Quando Patrícia Medici, 47 anos, ainda se dedicava às aulas do curso de engenharia florestal na Escola Superior de Agricultura Luiz de Queiroz da Universidade de São Paulo (Esalq-USP), no início da década de 1990, a anta brasileira já integrava a lista de animais ameaçados de extinção da International Union for Conservation of Nature (IUCN), organização sediada na Suíça, criada em 1948 com o objetivo de examinar o impacto da atividade humana sobre a natureza e que hoje apoia pesquisas científicas e administra projetos relacionados à conservação do meio ambiente.

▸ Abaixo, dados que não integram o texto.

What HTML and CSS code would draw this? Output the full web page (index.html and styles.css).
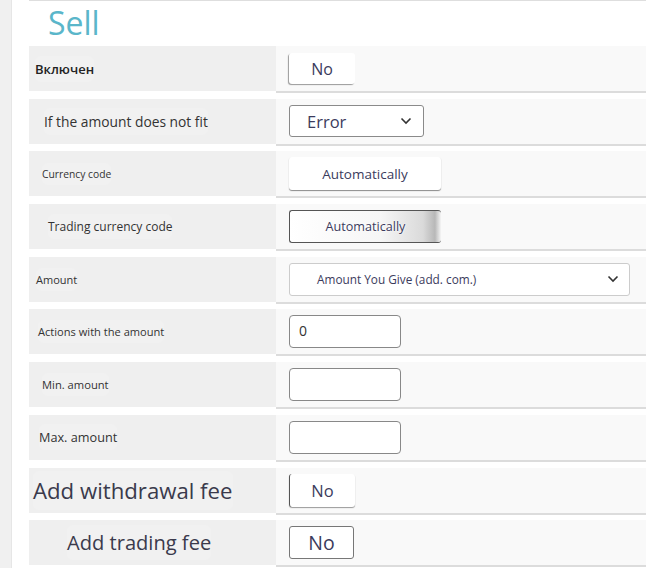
FILE: index.html
```html
<!DOCTYPE html>
<html>
<head>
<meta charset="utf-8">
<link rel="stylesheet" href="styles.css">
</head>
<body>
<div class="page">
  <aside class="side"></aside>
  <main class="main">
    <h1 class="title">Sell</h1>
    <div class="form">
      <div class="row">
        <div class="label l1"><span>Включен</span></div>
        <div class="value"><button class="btn btn-no">No</button></div>
      </div>
      <div class="row">
        <div class="label l2"><span>If the amount does not fit</span></div>
        <div class="value">
          <div class="select sel-error"><span>Error</span>
            <svg class="chev" width="12" height="8" viewBox="0 0 12 8"><path d="M1.5 1.5 L6 6 L10.5 1.5" fill="none" stroke="#333" stroke-width="1.6"/></svg>
          </div>
        </div>
      </div>
      <div class="row">
        <div class="label l3"><span>Currency code</span></div>
        <div class="value"><button class="btn btn-auto">Automatically</button></div>
      </div>
      <div class="row">
        <div class="label l4"><span>Trading currency code</span></div>
        <div class="value"><button class="btn btn-auto2">Automatically</button></div>
      </div>
      <div class="row">
        <div class="label l5"><span>Amount</span></div>
        <div class="value">
          <div class="select sel-amount"><span>Amount You Give (add. com.)</span>
            <svg class="chev" width="12" height="8" viewBox="0 0 12 8"><path d="M1.5 1.5 L6 6 L10.5 1.5" fill="none" stroke="#333" stroke-width="1.6"/></svg>
          </div>
        </div>
      </div>
      <div class="row">
        <div class="label l6"><span>Actions with the amount</span></div>
        <div class="value"><div class="input">0</div></div>
      </div>
      <div class="row">
        <div class="label l7"><span>Min. amount</span></div>
        <div class="value"><div class="input"></div></div>
      </div>
      <div class="row">
        <div class="label l8"><span>Max. amount</span></div>
        <div class="value"><div class="input"></div></div>
      </div>
      <div class="row">
        <div class="label l9"><span>Add withdrawal fee</span></div>
        <div class="value"><button class="btn btn-no2">No</button></div>
      </div>
      <div class="row">
        <div class="label l10"><span>Add trading fee</span></div>
        <div class="value"><button class="btn btn-no3">No</button></div>
      </div>
    </div>
  </main>
</div>
</body>
</html>
```

FILE: styles.css
```css
html, body {
  margin: 0;
  padding: 0;
  background: #ffffff;
  font-family: "Open Sans", "Noto Sans", sans-serif;
}
.page {
  display: flex;
  min-height: 568px;
}
.side {
  width: 11px;
  flex: none;
  background: #f0f0f0;
  border-right: 1px solid #e6e6e6;
}
.main {
  flex: 1;
  padding-left: 17px;
}
.title {
  margin: 0;
  height: 45px;
  border-top: 1px solid #dedede;
  padding-left: 19px;
  font-weight: 400;
  font-size: 32px;
  line-height: 44px;
  color: #5ab6ca;
}
.form {
  display: flex;
  flex-direction: column;
}
.row {
  display: grid;
  grid-template-columns: 247px 1fr;
  height: 47px;
  margin-bottom: 5.7px;
}
.label {
  background: #efefef;
  display: flex;
  align-items: center;
  color: #2a2a36;
  height: 45px;
}
.label span {
  background: #f1f1f1;
  border-radius: 6px;
  padding: 4px 0;
}
.value {
  background: #f9f9f9;
  border-bottom: 2px solid #dcdcdc;
  display: flex;
  align-items: center;
  padding-left: 13px;
}
.l1 { padding-left: 6px; font-size: 13px; font-weight: 600; color: #222; }
.l2 { padding-left: 15px; font-size: 13.8px; color: #333; }
.l3 { padding-left: 13px; font-size: 10.3px; color: #333; }
.l4 { padding-left: 19px; font-size: 12px; color: #333; }
.l5 { padding-left: 7px; font-size: 11px; color: #333; }
.l6 { padding-left: 9px; font-size: 11.1px; color: #333; }
.l7 { padding-left: 13px; font-size: 11.2px; color: #333; }
.l8 { padding-left: 10px; font-size: 12.7px; color: #333; }
.l9 { padding-left: 4px; font-size: 22.2px; color: #3a3a4c; }
.l10 { padding-left: 38px; font-size: 20.1px; color: #3a3a4c; }

.btn {
  font-family: "Open Sans", "Noto Sans", sans-serif;
  background: #ffffff;
  border: none;
  padding: 0;
  color: #3b3b5c;
  border-radius: 3px;
  cursor: pointer;
}
.btn-no {
  width: 66px;
  height: 31px;
  font-size: 16px;
  box-shadow: -1px 1px 1px #9a9a9a;
}
.btn-auto {
  width: 152px;
  height: 33px;
  font-size: 13.5px;
  box-shadow: 0 1px 1px #8a8a8a;
}
.btn-auto2 {
  width: 152px;
  height: 33px;
  font-size: 12.6px;
  border: 1px solid #555;
  border-right: none;
  background: linear-gradient(to right, #ffffff 0%, #f6f6f6 60%, #dadada 88%, #b8b8b8 96%, #f5f5f5 100%);
  text-shadow: 0 0 2px #fff, 0 0 2px #fff;
}
.btn-no2 {
  width: 66px;
  height: 33px;
  font-size: 16.5px;
  border-left: 1px solid #555;
  box-shadow: 0 1px 1px #9a9a9a;
}
.btn-no3 {
  width: 65px;
  height: 33px;
  font-size: 19.5px;
  border: 1px solid #777;
}
.select {
  box-sizing: border-box;
  background: #fff;
  border-radius: 3px;
  display: flex;
  align-items: center;
  justify-content: space-between;
  color: #3b3b5c;
}
.sel-error {
  width: 135px;
  height: 32px;
  border: 1px solid #8a8a8a;
  padding: 0 11px 0 17px;
  font-size: 16.5px;
}
.sel-amount {
  width: 341px;
  height: 33px;
  border: 1px solid #cccccc;
  padding: 0 10px 0 27px;
  font-size: 11.8px;
}
.chev { display: block; }
.input {
  box-sizing: border-box;
  width: 112px;
  height: 33px;
  background: #fff;
  border: 1px solid #888;
  border-radius: 4px;
  padding-left: 9px;
  font-size: 14px;
  line-height: 30px;
  color: #333;
}
```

“Naquela época a anta era um animal pouquíssimo pesquisado. Não havia, por exemplo, informações sobre suas características biológicas e tampouco sobre seus hábitos”, lembra Medici. Nascida em São Caetano do Sul, na Grande São Paulo, a cientista começou a se dedicar às ações de conservação em 1992 quando, sob a liderança dos pesquisadores Cláudio Pádua e Suzana Pádua, e com outros sete estudantes de diferentes instituições, fundou o Instituto de Pesquisas Ecológicas (IPÊ). Em comum, o desejo de salvar espécies ameaçadas de extinção. “Começamos investigando o mico-leão-preto, que também figurava na lista da IUCN”, recorda.
Antes de pesquisar a anta em seu doutorado, concluído em 2010 pela Universidade de Kent, na Inglaterra, Medici passou cinco anos observando o mamífero no Parque Estadual Morro do Diabo, na região oeste do estado de São Paulo. “No início, não sabíamos sequer como capturá-las e anestesiá-las”, relembra.
Herbívora, com metade da dieta baseada em frutos, a anta engole-os praticamente inteiros, mastigando apenas a polpa, o que faz com que as sementes passem quase intactas pelo trato digestivo do animal. Ao final do processo, estão prontas para germinar. “Uma mata sem anta torna-se pouco diversa. Por isso ela é conhecida como a jardineira da floresta”, brinca. Outra peculiaridade desses mamíferos de corpo robusto e grande porte: em seu hábitat, são capazes de percorrer grandes distâncias, chegando a circular, em um único dia, por um raio de até 15 quilômetros.
Divididas em quatro espécies, as antas estão presentes em 23 países da América do Sul, América Central e Ásia. A anta brasileira, considerada o maior mamífero terrestre do continente sul-americano, habita quatro biomas nacionais: Cerrado, Mata Atlântica, Amazônia e Pantanal. Com exceção deste último, que praticamente não oferece riscos à sua sobrevivência, nas demais áreas o animal sofre com a caça; a contaminação por agrotóxicos, em regiões próximas a áreas de plantio; o isolamento em matas fragmentadas e com pouca diversidade; e o atropelamento em rodovias.
Desde 2000, Medici preside o Grupo de Especialistas em Antas da Comissão de Sobrevivência de Espécies da IUCN, rede composta por 130 conservacionistas de vários países. Se ainda não foi possível retirar a anta da lista de espécies ameaçadas, as mais de duas décadas dedicadas ao estudo e conservação do mamífero renderam à pesquisadora nove prêmios. O mais recente, entregue em junho, em Washington D.C., nos Estados Unidos, foi o Buffett Award for Leadership in Conservation. Concedida anualmente a profissionais dos continentes africano e sul-americano pela National Geographic Society, a homenagem reconhece o empenho de cientistas na conservação da vida selvagem e consiste em uma doação de US$ 25 mil para cada um dos projetos vencedores. “Recebi o prêmio como uma oportunidade de divulgação do nosso trabalho de preservação, que pode servir de modelo e ser adotado por outros países”, conclui.